→ What is required: Quote the data below in full, minus the images.

→ Data segment:
##########

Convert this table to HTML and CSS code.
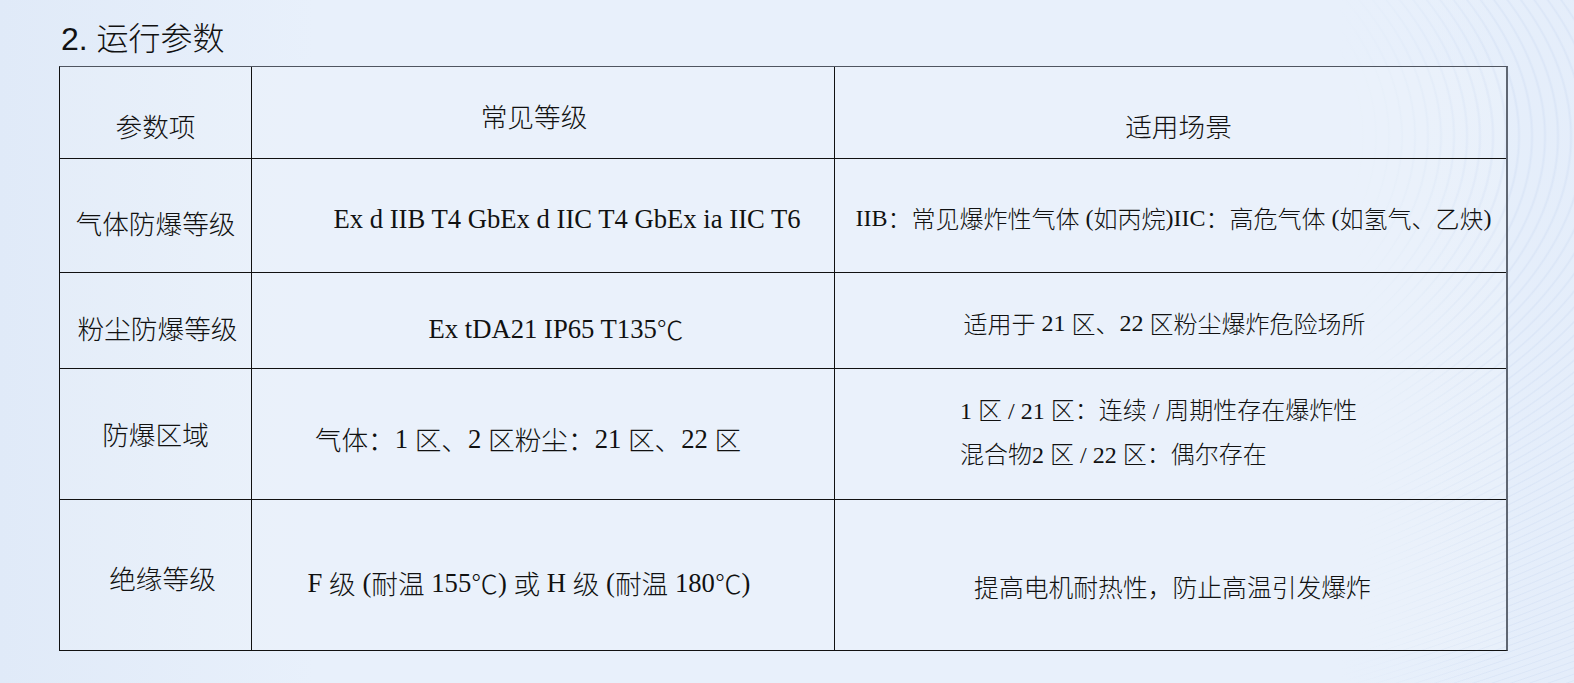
FILE: index.html
```html
<!DOCTYPE html>
<html lang="zh-CN">
<head>
<meta charset="utf-8">
<title>运行参数</title>
<link rel="stylesheet" href="styles.css">
</head>
<body>
<div class="slide">
  <h1 class="title">2. 运行参数</h1>
  <div class="grid">
    <div class="cell c1 h-c1">参数项</div>
    <div class="cell c2 h-c2">常见等级</div>
    <div class="cell c3 h-c3">适用场景</div>

    <div class="cell c1 r1-c1">气体防爆等级</div>
    <div class="cell c2 r1-c2"><span class="lat">Ex d IIB T4 GbEx d IIC T4 GbEx ia IIC T6</span></div>
    <div class="cell c3 r1-c3 small"><span class="lat">IIB</span>：常见爆炸性气体<span class="lat"> (</span>如丙烷<span class="lat">)IIC</span>：高危气体<span class="lat"> (</span>如氢气、乙炔<span class="lat">)</span></div>

    <div class="cell c1 r2-c1">粉尘防爆等级</div>
    <div class="cell c2 r2-c2"><span class="lat">Ex tDA21 IP65 T135</span>℃</div>
    <div class="cell c3 r2-c3 small">适用于<span class="lat"> 21 </span>区、<span class="lat">22 </span>区粉尘爆炸危险场所</div>

    <div class="cell c1 r3-c1">防爆区域</div>
    <div class="cell c2 r3-c2">气体：<span class="lat">1 </span>区、<span class="lat">2 </span>区粉尘：<span class="lat">21 </span>区、<span class="lat">22 </span>区</div>
    <div class="cell c3 r3-c3 small"><div class="lines"><div><span class="lat">1 </span>区<span class="lat"> / 21 </span>区：连续<span class="lat"> / </span>周期性存在爆炸性</div><div>混合物<span class="lat">2 </span>区<span class="lat"> / 22 </span>区：偶尔存在</div></div></div>

    <div class="cell c1 r4-c1 last">绝缘等级</div>
    <div class="cell c2 r4-c2 last"><span class="lat">F </span>级<span class="lat"> (</span>耐温<span class="lat"> 155</span>℃<span class="lat">) </span>或<span class="lat"> H </span>级<span class="lat"> (</span>耐温<span class="lat"> 180</span>℃<span class="lat">)</span></div>
    <div class="cell c3 r4-c3 last mid">提高电机耐热性，防止高温引发爆炸</div>
  </div>
</div>
</body>
</html>
```

FILE: styles.css
```css
* { box-sizing: border-box; }

html, body {
  margin: 0;
  padding: 0;
}

body {
  width: 1574px;
  height: 683px;
  overflow: hidden;
  font-family: "Noto Sans CJK SC", "Liberation Sans", sans-serif;
  color: #111;
  background:
    linear-gradient(118deg, rgba(255,255,255,0) 30%, rgba(255,255,255,0.35) 34%, rgba(255,255,255,0) 38%, rgba(255,255,255,0) 55%, rgba(255,255,255,0.3) 60%, rgba(255,255,255,0) 66%),
    repeating-radial-gradient(ellipse at 0% 20%, rgba(255,255,255,0) 0px, rgba(255,255,255,0) 9px, rgba(200,215,240,0.35) 11px, rgba(255,255,255,0) 13px),
    linear-gradient(95deg, #dfe9f7 0%, #e8f0fb 35%, #eaf2fc 70%, #e4edfa 100%);
}

.slide {
  width: 1574px;
  height: 683px;
  padding: 18px 0 0 59px;
  background: linear-gradient(90deg, rgba(224,234,248,1) 0%, rgba(232,240,251,1) 20%, rgba(232,240,251,1) 85%, rgba(232,240,251,0) 95%);
}

.title {
  margin: 0;
  padding-left: 2px;
  height: 48px;
  font-family: "Liberation Sans", "Noto Sans CJK SC", sans-serif;
  font-size: 32px;
  line-height: 42px;
  font-weight: 300;
  color: #111;
}

.grid {
  display: grid;
  grid-template-columns: 192px 583px 1fr;
  grid-template-rows: 92px 114px 96px 131px 150px;
  width: 1449px;
  border-top: 1px solid #4f5560;
  border-left: 1px solid #111;
  border-right: 2px solid #5f6672;
  border-bottom: 1px solid #111;
  background: rgba(255,255,255,0.12);
}

.cell {
  display: flex;
  align-items: center;
  justify-content: center;
  font-size: 26.67px;
  line-height: 32px;
  font-weight: 300;
  white-space: nowrap;
  border-bottom: 1px solid #111;
}

.lat {
  font-family: "Liberation Serif", serif;
  font-weight: 400;
  white-space: pre;
}

.cell.last { border-bottom: none; }

.c1, .c2 { border-right: 1px solid #111; }

.small { font-size: 24px; }
.mid { font-size: 24.8px; }

/* header */
.h-c1 { padding-top: 26px; }
.h-c2 { padding-right: 18px; padding-top: 6px; }
.h-c3 { padding-top: 26px; padding-left: 16px; }

/* row 1 */
.r1-c1 { padding-top: 14px; }
.r1-c2 { padding-top: 6px; padding-left: 48px; }
.r1-c3 { padding-top: 4px; padding-left: 6px; }

/* row 2 */
.r2-c1 { padding-top: 14px; padding-left: 4px; }
.r2-c2 { padding-top: 16px; padding-left: 26px; }
.r2-c3 { padding-top: 4px; padding-right: 12px; }

/* row 3 */
.r3-c1 { padding-top: 0; }
.r3-c2 { padding-top: 9px; padding-right: 30px; }
.r3-c3 { justify-content: flex-start; padding-left: 125px; padding-bottom: 4px; }

.lines { line-height: 42px; }

/* row 4 */
.r4-c1 { padding-top: 5px; padding-left: 14px; }
.r4-c2 { padding-top: 15px; padding-right: 28px; }
.r4-c3 { padding-top: 21px; padding-left: 4px; }
```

##########

→ Solution to the problem:
Convert this table to HTML and CSS code.
FILE: index.html
```html
<!DOCTYPE html>
<html lang="zh-CN">
<head>
<meta charset="utf-8">
<title>运行参数</title>
<link rel="stylesheet" href="styles.css">
</head>
<body>
<div class="slide">
  <h1 class="title">2. 运行参数</h1>
  <div class="grid">
    <div class="cell c1 h-c1">参数项</div>
    <div class="cell c2 h-c2">常见等级</div>
    <div class="cell c3 h-c3">适用场景</div>

    <div class="cell c1 r1-c1">气体防爆等级</div>
    <div class="cell c2 r1-c2"><span class="lat">Ex d IIB T4 GbEx d IIC T4 GbEx ia IIC T6</span></div>
    <div class="cell c3 r1-c3 small"><span class="lat">IIB</span>：常见爆炸性气体<span class="lat"> (</span>如丙烷<span class="lat">)IIC</span>：高危气体<span class="lat"> (</span>如氢气、乙炔<span class="lat">)</span></div>

    <div class="cell c1 r2-c1">粉尘防爆等级</div>
    <div class="cell c2 r2-c2"><span class="lat">Ex tDA21 IP65 T135</span>℃</div>
    <div class="cell c3 r2-c3 small">适用于<span class="lat"> 21 </span>区、<span class="lat">22 </span>区粉尘爆炸危险场所</div>

    <div class="cell c1 r3-c1">防爆区域</div>
    <div class="cell c2 r3-c2">气体：<span class="lat">1 </span>区、<span class="lat">2 </span>区粉尘：<span class="lat">21 </span>区、<span class="lat">22 </span>区</div>
    <div class="cell c3 r3-c3 small"><div class="lines"><div><span class="lat">1 </span>区<span class="lat"> / 21 </span>区：连续<span class="lat"> / </span>周期性存在爆炸性</div><div>混合物<span class="lat">2 </span>区<span class="lat"> / 22 </span>区：偶尔存在</div></div></div>

    <div class="cell c1 r4-c1 last">绝缘等级</div>
    <div class="cell c2 r4-c2 last"><span class="lat">F </span>级<span class="lat"> (</span>耐温<span class="lat"> 155</span>℃<span class="lat">) </span>或<span class="lat"> H </span>级<span class="lat"> (</span>耐温<span class="lat"> 180</span>℃<span class="lat">)</span></div>
    <div class="cell c3 r4-c3 last mid">提高电机耐热性，防止高温引发爆炸</div>
  </div>
</div>
</body>
</html>
```

FILE: styles.css
```css
* { box-sizing: border-box; }

html, body {
  margin: 0;
  padding: 0;
}

body {
  width: 1574px;
  height: 683px;
  overflow: hidden;
  font-family: "Noto Sans CJK SC", "Liberation Sans", sans-serif;
  color: #111;
  background:
    linear-gradient(118deg, rgba(255,255,255,0) 30%, rgba(255,255,255,0.35) 34%, rgba(255,255,255,0) 38%, rgba(255,255,255,0) 55%, rgba(255,255,255,0.3) 60%, rgba(255,255,255,0) 66%),
    repeating-radial-gradient(ellipse at 0% 20%, rgba(255,255,255,0) 0px, rgba(255,255,255,0) 9px, rgba(200,215,240,0.35) 11px, rgba(255,255,255,0) 13px),
    linear-gradient(95deg, #dfe9f7 0%, #e8f0fb 35%, #eaf2fc 70%, #e4edfa 100%);
}

.slide {
  width: 1574px;
  height: 683px;
  padding: 18px 0 0 59px;
  background: linear-gradient(90deg, rgba(224,234,248,1) 0%, rgba(232,240,251,1) 20%, rgba(232,240,251,1) 85%, rgba(232,240,251,0) 95%);
}

.title {
  margin: 0;
  padding-left: 2px;
  height: 48px;
  font-family: "Liberation Sans", "Noto Sans CJK SC", sans-serif;
  font-size: 32px;
  line-height: 42px;
  font-weight: 300;
  color: #111;
}

.grid {
  display: grid;
  grid-template-columns: 192px 583px 1fr;
  grid-template-rows: 92px 114px 96px 131px 150px;
  width: 1449px;
  border-top: 1px solid #4f5560;
  border-left: 1px solid #111;
  border-right: 2px solid #5f6672;
  border-bottom: 1px solid #111;
  background: rgba(255,255,255,0.12);
}

.cell {
  display: flex;
  align-items: center;
  justify-content: center;
  font-size: 26.67px;
  line-height: 32px;
  font-weight: 300;
  white-space: nowrap;
  border-bottom: 1px solid #111;
}

.lat {
  font-family: "Liberation Serif", serif;
  font-weight: 400;
  white-space: pre;
}

.cell.last { border-bottom: none; }

.c1, .c2 { border-right: 1px solid #111; }

.small { font-size: 24px; }
.mid { font-size: 24.8px; }

/* header */
.h-c1 { padding-top: 26px; }
.h-c2 { padding-right: 18px; padding-top: 6px; }
.h-c3 { padding-top: 26px; padding-left: 16px; }

/* row 1 */
.r1-c1 { padding-top: 14px; }
.r1-c2 { padding-top: 6px; padding-left: 48px; }
.r1-c3 { padding-top: 4px; padding-left: 6px; }

/* row 2 */
.r2-c1 { padding-top: 14px; padding-left: 4px; }
.r2-c2 { padding-top: 16px; padding-left: 26px; }
.r2-c3 { padding-top: 4px; padding-right: 12px; }

/* row 3 */
.r3-c1 { padding-top: 0; }
.r3-c2 { padding-top: 9px; padding-right: 30px; }
.r3-c3 { justify-content: flex-start; padding-left: 125px; padding-bottom: 4px; }

.lines { line-height: 42px; }

/* row 4 */
.r4-c1 { padding-top: 5px; padding-left: 14px; }
.r4-c2 { padding-top: 15px; padding-right: 28px; }
.r4-c3 { padding-top: 21px; padding-left: 4px; }
```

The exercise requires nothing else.